H1B Visa Fee Hike Triggers IT Stock Sell-Off; Experts See Long-Term Gain For India
The sell-off came as markets reacted to the increased financial burden on companies hiring skilled Indian professionals through the H-1B route.


Published : September 20, 2025 at 3:33 PM IST
By Saurabh Shukla
New Delhi: Indian IT stocks took a sharp hit on Friday, September 19, in US markets, following reports that President Donald Trump signed a proclamation imposing a hefty $100,000 annual fee on H-1B visa petitions. Infosys ADR was down by 3.41 per cent, Cognizant Technology Solutions dropped close to 4.75 per cent, and Wipro Limited slipped 2 per cent during the day’s trading in the US market. The sell-off came as markets reacted to the increased financial burden on companies hiring skilled Indian professionals through the H-1B route.
The visa fee hike directly threatens the cost-effective staffing model long used by Indian IT firms for U.S. projects. With the H1B program already under policy pressure, the latest financial blow adds a new layer of uncertainty for the sector. While Indian companies have been gradually increasing local hiring in the US, the sudden spike in visa costs is expected to weigh on margins and force a strategic rethink in overseas operations.
Short-Term Pain
Experts believe the new H1B visa fee will create short-term challenges for Indian IT firms, with a potential 10 to 15 per cent fall in IT stocks. However, in the long run, it could benefit India as more skilled professionals return and US companies are forced to outsource more work to India.
Stock market expert Ambareesh Baliga told ETV Bharat that while there has already been a slight dip in some stocks, we can expect a sharper fall in IT stocks when the Indian markets open on Monday. According to him, this drop could be anywhere between 10 to 15 per cent, and if not immediately, it will definitely show within the next two to three days.
Explaining the reason behind this, he said the cost of US visas has skyrocketed, making it difficult for companies to apply for new ones or even renew the existing ones. As a result, many employees may be forced to return to their home countries.
He further added that within a few days, things will start becoming clearer on how work will continue under these new circumstances. In the US, people generally don’t prefer travelling far for work. Indian professionals were helping maintain smooth operations without any cultural or work-related issues. Now, without them, especially in the IT sector, things are bound to become more challenging.
"Eventually, the US will have no choice but to outsource more work, either to India or another country. So while this situation might create short-term challenges for India, in the long run, it’s likely to work in our favour," he added.
Opportunity For India
Managing Director at the country's leading recruitment firms, Sunil Goel, told ETV Bharat that this move is going to impact individuals the most, especially those who go to the US for studies or to upgrade their skills. However, in today’s world, there are plenty of alternative options available, and much of this can now be done from India itself. In the short term, this decision will certainly affect Indian companies, but gradually, as the US starts facing a shortage of skilled professionals, a lot of that work will inevitably shift to countries like India.
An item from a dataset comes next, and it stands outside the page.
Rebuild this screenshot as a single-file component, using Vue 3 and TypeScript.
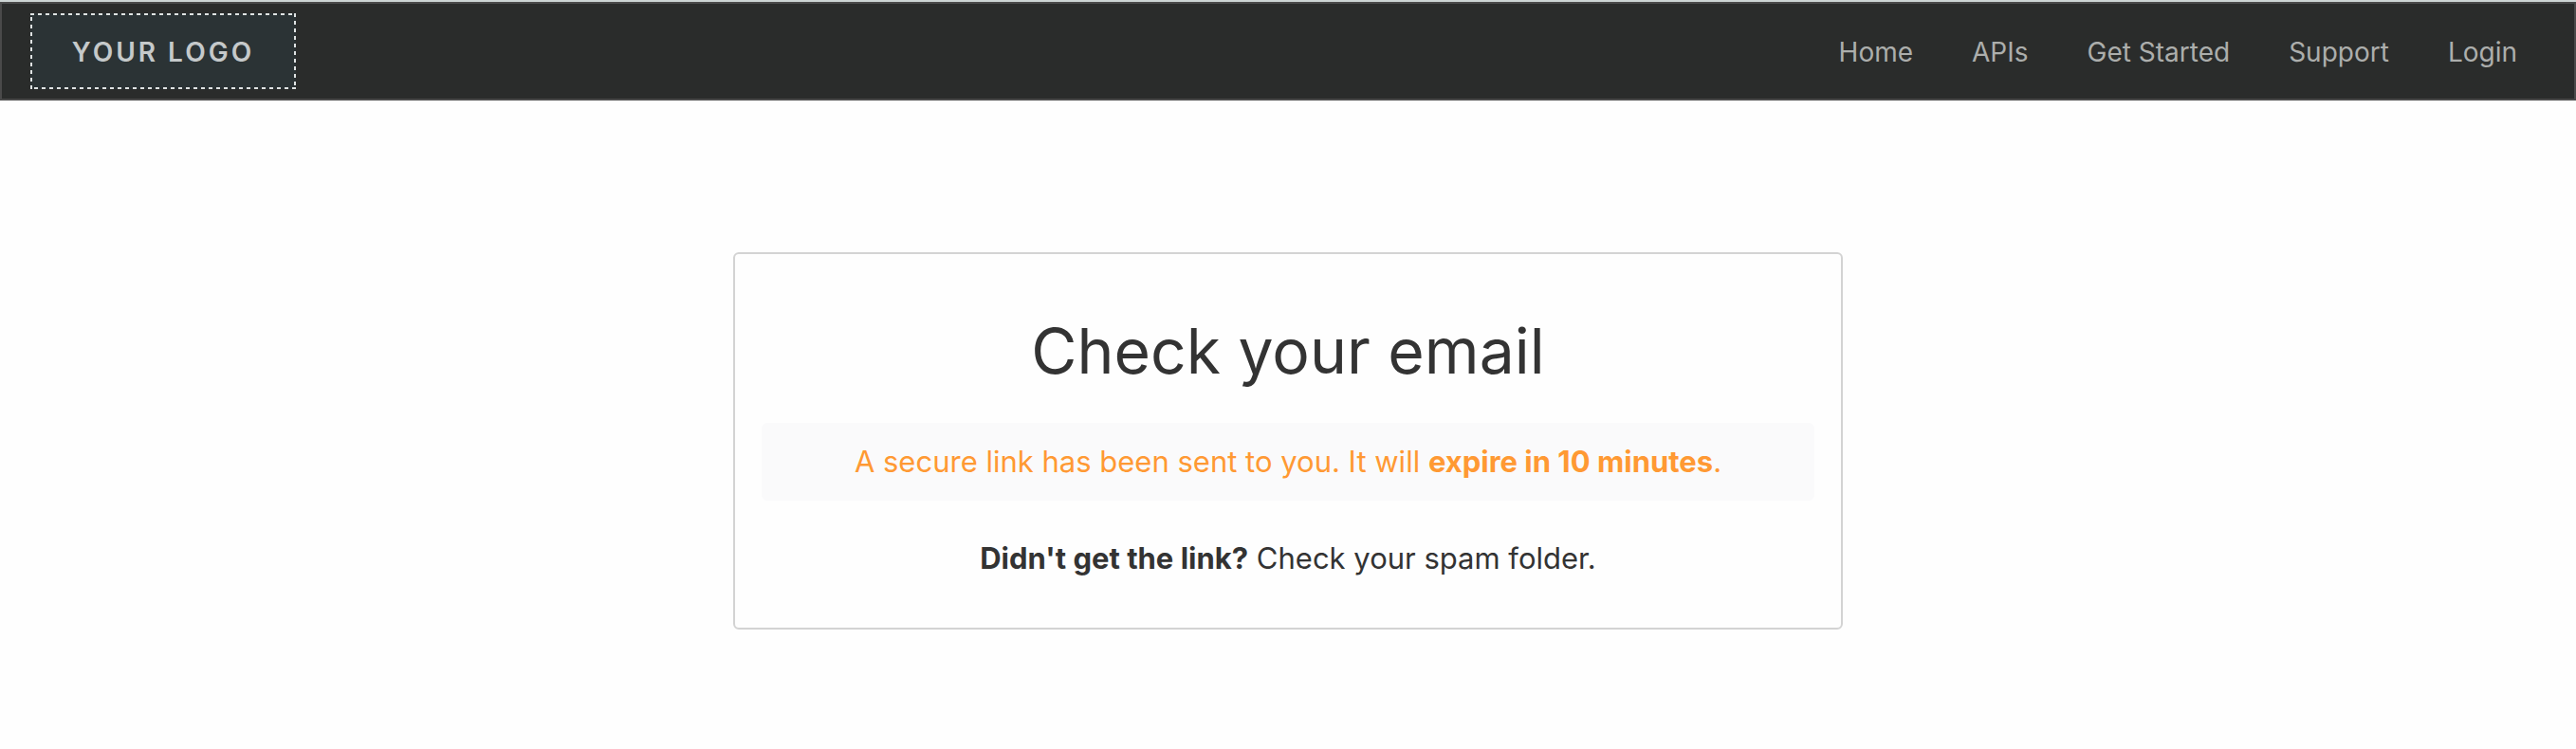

He also pointed out that while there will definitely be a drop in earnings for Indians currently working in the US, it’s unlikely to have a major impact on India’s foreign currency inflow. The reason is simple: the cost of living in the US is very high, so after covering their expenses, whatever money people send back to India isn't a huge amount in dollar terms.
One upside of this move is that many skilled professionals might return to India, and as more US companies outsource their work here, it could lead to more job opportunities for Indians.